**Data to use:**
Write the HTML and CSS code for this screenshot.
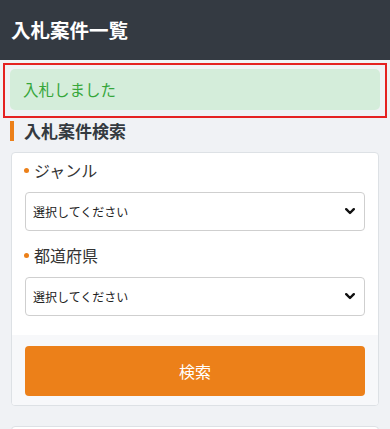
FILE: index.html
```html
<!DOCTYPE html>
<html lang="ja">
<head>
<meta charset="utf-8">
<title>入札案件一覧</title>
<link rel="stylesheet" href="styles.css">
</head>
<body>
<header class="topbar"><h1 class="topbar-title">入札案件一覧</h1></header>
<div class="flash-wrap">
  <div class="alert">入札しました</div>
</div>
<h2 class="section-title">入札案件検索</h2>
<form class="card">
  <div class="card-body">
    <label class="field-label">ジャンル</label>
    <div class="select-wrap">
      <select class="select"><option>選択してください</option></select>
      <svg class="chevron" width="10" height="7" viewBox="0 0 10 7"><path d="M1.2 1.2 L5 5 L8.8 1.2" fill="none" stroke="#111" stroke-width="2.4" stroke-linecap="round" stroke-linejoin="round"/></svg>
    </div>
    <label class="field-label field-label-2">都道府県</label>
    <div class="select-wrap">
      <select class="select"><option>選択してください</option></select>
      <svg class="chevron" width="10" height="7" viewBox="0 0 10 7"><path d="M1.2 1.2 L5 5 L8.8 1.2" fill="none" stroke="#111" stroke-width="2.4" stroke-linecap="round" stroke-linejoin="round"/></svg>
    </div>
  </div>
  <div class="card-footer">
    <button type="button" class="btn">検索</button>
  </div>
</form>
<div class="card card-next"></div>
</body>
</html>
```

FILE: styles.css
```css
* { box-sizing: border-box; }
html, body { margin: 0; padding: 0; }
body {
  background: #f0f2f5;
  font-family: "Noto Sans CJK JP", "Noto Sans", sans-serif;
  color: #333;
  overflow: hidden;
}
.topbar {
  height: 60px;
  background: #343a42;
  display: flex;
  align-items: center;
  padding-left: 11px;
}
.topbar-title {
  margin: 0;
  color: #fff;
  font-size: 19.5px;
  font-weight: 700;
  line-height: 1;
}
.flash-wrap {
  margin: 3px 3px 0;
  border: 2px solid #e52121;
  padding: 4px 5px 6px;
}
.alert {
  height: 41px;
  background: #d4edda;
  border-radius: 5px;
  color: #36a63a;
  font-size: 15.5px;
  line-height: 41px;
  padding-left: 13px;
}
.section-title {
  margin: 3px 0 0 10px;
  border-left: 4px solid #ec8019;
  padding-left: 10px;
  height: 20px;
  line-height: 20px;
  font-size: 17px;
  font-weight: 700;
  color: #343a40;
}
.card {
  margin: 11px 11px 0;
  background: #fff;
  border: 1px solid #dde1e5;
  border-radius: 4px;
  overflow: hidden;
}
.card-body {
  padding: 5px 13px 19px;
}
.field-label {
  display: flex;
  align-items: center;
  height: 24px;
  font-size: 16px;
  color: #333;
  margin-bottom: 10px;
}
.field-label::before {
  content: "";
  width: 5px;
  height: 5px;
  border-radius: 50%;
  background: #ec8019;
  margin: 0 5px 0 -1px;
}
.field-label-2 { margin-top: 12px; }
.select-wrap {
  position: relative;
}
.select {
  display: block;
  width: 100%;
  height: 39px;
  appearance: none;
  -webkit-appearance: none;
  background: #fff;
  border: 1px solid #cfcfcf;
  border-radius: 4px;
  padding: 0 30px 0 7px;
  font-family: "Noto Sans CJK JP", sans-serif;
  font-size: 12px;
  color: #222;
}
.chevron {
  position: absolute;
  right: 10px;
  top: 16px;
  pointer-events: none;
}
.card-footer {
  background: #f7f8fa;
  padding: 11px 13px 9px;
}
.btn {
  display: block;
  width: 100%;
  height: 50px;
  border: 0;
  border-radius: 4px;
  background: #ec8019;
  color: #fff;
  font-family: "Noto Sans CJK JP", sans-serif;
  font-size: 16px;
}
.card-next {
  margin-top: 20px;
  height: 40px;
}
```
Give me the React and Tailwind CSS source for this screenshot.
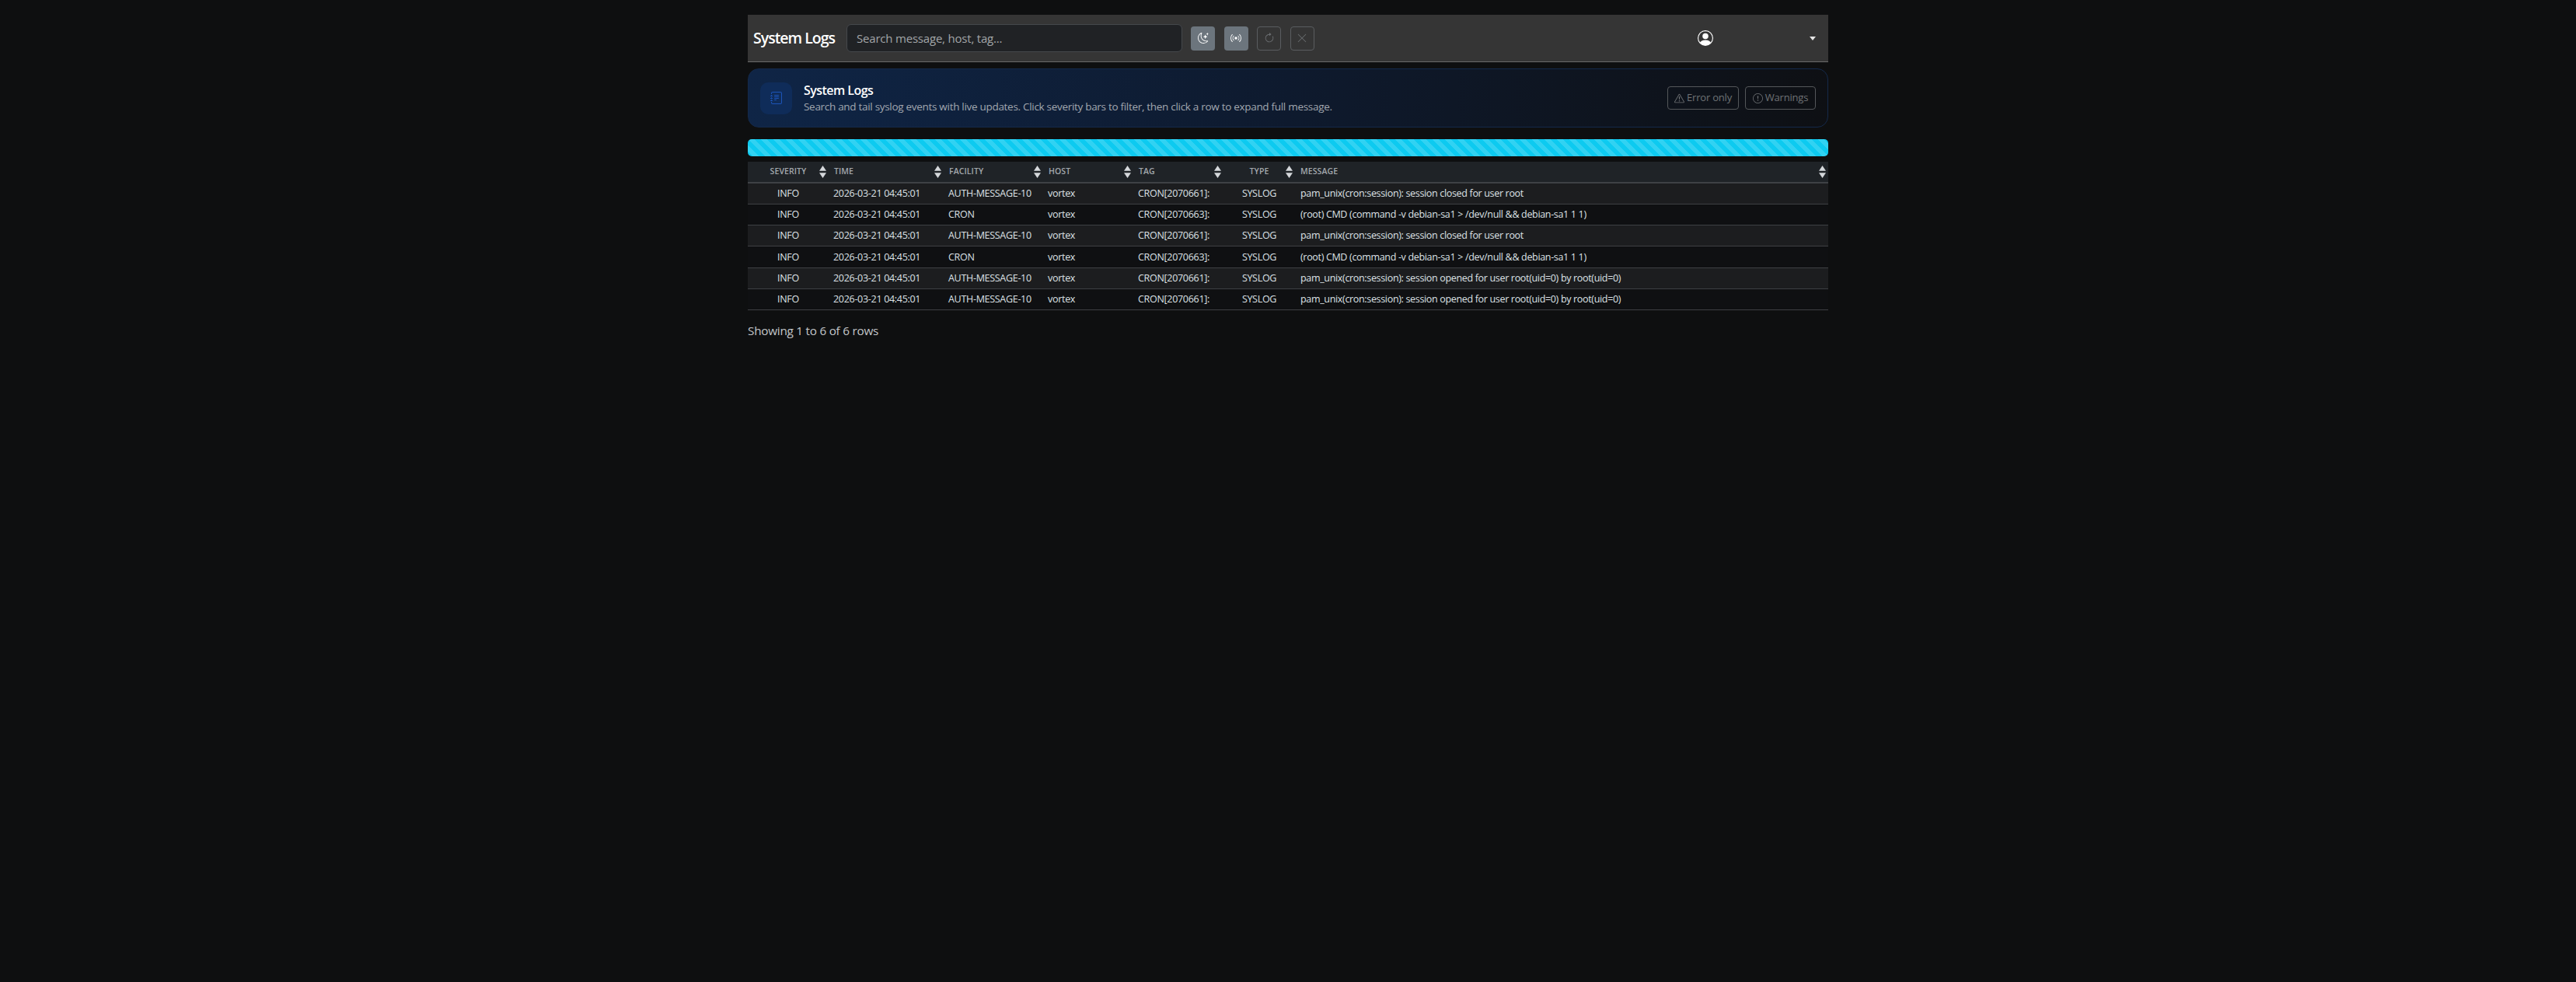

**Short task:**
All preceding records should be duplicated verbatim, images excepted.

**Final result:**
Write the HTML and CSS code for this screenshot.
FILE: index.html
```html
<!DOCTYPE html>
<html lang="ja">
<head>
<meta charset="utf-8">
<title>入札案件一覧</title>
<link rel="stylesheet" href="styles.css">
</head>
<body>
<header class="topbar"><h1 class="topbar-title">入札案件一覧</h1></header>
<div class="flash-wrap">
  <div class="alert">入札しました</div>
</div>
<h2 class="section-title">入札案件検索</h2>
<form class="card">
  <div class="card-body">
    <label class="field-label">ジャンル</label>
    <div class="select-wrap">
      <select class="select"><option>選択してください</option></select>
      <svg class="chevron" width="10" height="7" viewBox="0 0 10 7"><path d="M1.2 1.2 L5 5 L8.8 1.2" fill="none" stroke="#111" stroke-width="2.4" stroke-linecap="round" stroke-linejoin="round"/></svg>
    </div>
    <label class="field-label field-label-2">都道府県</label>
    <div class="select-wrap">
      <select class="select"><option>選択してください</option></select>
      <svg class="chevron" width="10" height="7" viewBox="0 0 10 7"><path d="M1.2 1.2 L5 5 L8.8 1.2" fill="none" stroke="#111" stroke-width="2.4" stroke-linecap="round" stroke-linejoin="round"/></svg>
    </div>
  </div>
  <div class="card-footer">
    <button type="button" class="btn">検索</button>
  </div>
</form>
<div class="card card-next"></div>
</body>
</html>
```

FILE: styles.css
```css
* { box-sizing: border-box; }
html, body { margin: 0; padding: 0; }
body {
  background: #f0f2f5;
  font-family: "Noto Sans CJK JP", "Noto Sans", sans-serif;
  color: #333;
  overflow: hidden;
}
.topbar {
  height: 60px;
  background: #343a42;
  display: flex;
  align-items: center;
  padding-left: 11px;
}
.topbar-title {
  margin: 0;
  color: #fff;
  font-size: 19.5px;
  font-weight: 700;
  line-height: 1;
}
.flash-wrap {
  margin: 3px 3px 0;
  border: 2px solid #e52121;
  padding: 4px 5px 6px;
}
.alert {
  height: 41px;
  background: #d4edda;
  border-radius: 5px;
  color: #36a63a;
  font-size: 15.5px;
  line-height: 41px;
  padding-left: 13px;
}
.section-title {
  margin: 3px 0 0 10px;
  border-left: 4px solid #ec8019;
  padding-left: 10px;
  height: 20px;
  line-height: 20px;
  font-size: 17px;
  font-weight: 700;
  color: #343a40;
}
.card {
  margin: 11px 11px 0;
  background: #fff;
  border: 1px solid #dde1e5;
  border-radius: 4px;
  overflow: hidden;
}
.card-body {
  padding: 5px 13px 19px;
}
.field-label {
  display: flex;
  align-items: center;
  height: 24px;
  font-size: 16px;
  color: #333;
  margin-bottom: 10px;
}
.field-label::before {
  content: "";
  width: 5px;
  height: 5px;
  border-radius: 50%;
  background: #ec8019;
  margin: 0 5px 0 -1px;
}
.field-label-2 { margin-top: 12px; }
.select-wrap {
  position: relative;
}
.select {
  display: block;
  width: 100%;
  height: 39px;
  appearance: none;
  -webkit-appearance: none;
  background: #fff;
  border: 1px solid #cfcfcf;
  border-radius: 4px;
  padding: 0 30px 0 7px;
  font-family: "Noto Sans CJK JP", sans-serif;
  font-size: 12px;
  color: #222;
}
.chevron {
  position: absolute;
  right: 10px;
  top: 16px;
  pointer-events: none;
}
.card-footer {
  background: #f7f8fa;
  padding: 11px 13px 9px;
}
.btn {
  display: block;
  width: 100%;
  height: 50px;
  border: 0;
  border-radius: 4px;
  background: #ec8019;
  color: #fff;
  font-family: "Noto Sans CJK JP", sans-serif;
  font-size: 16px;
}
.card-next {
  margin-top: 20px;
  height: 40px;
}
```
Give me the React and Tailwind CSS source for this screenshot.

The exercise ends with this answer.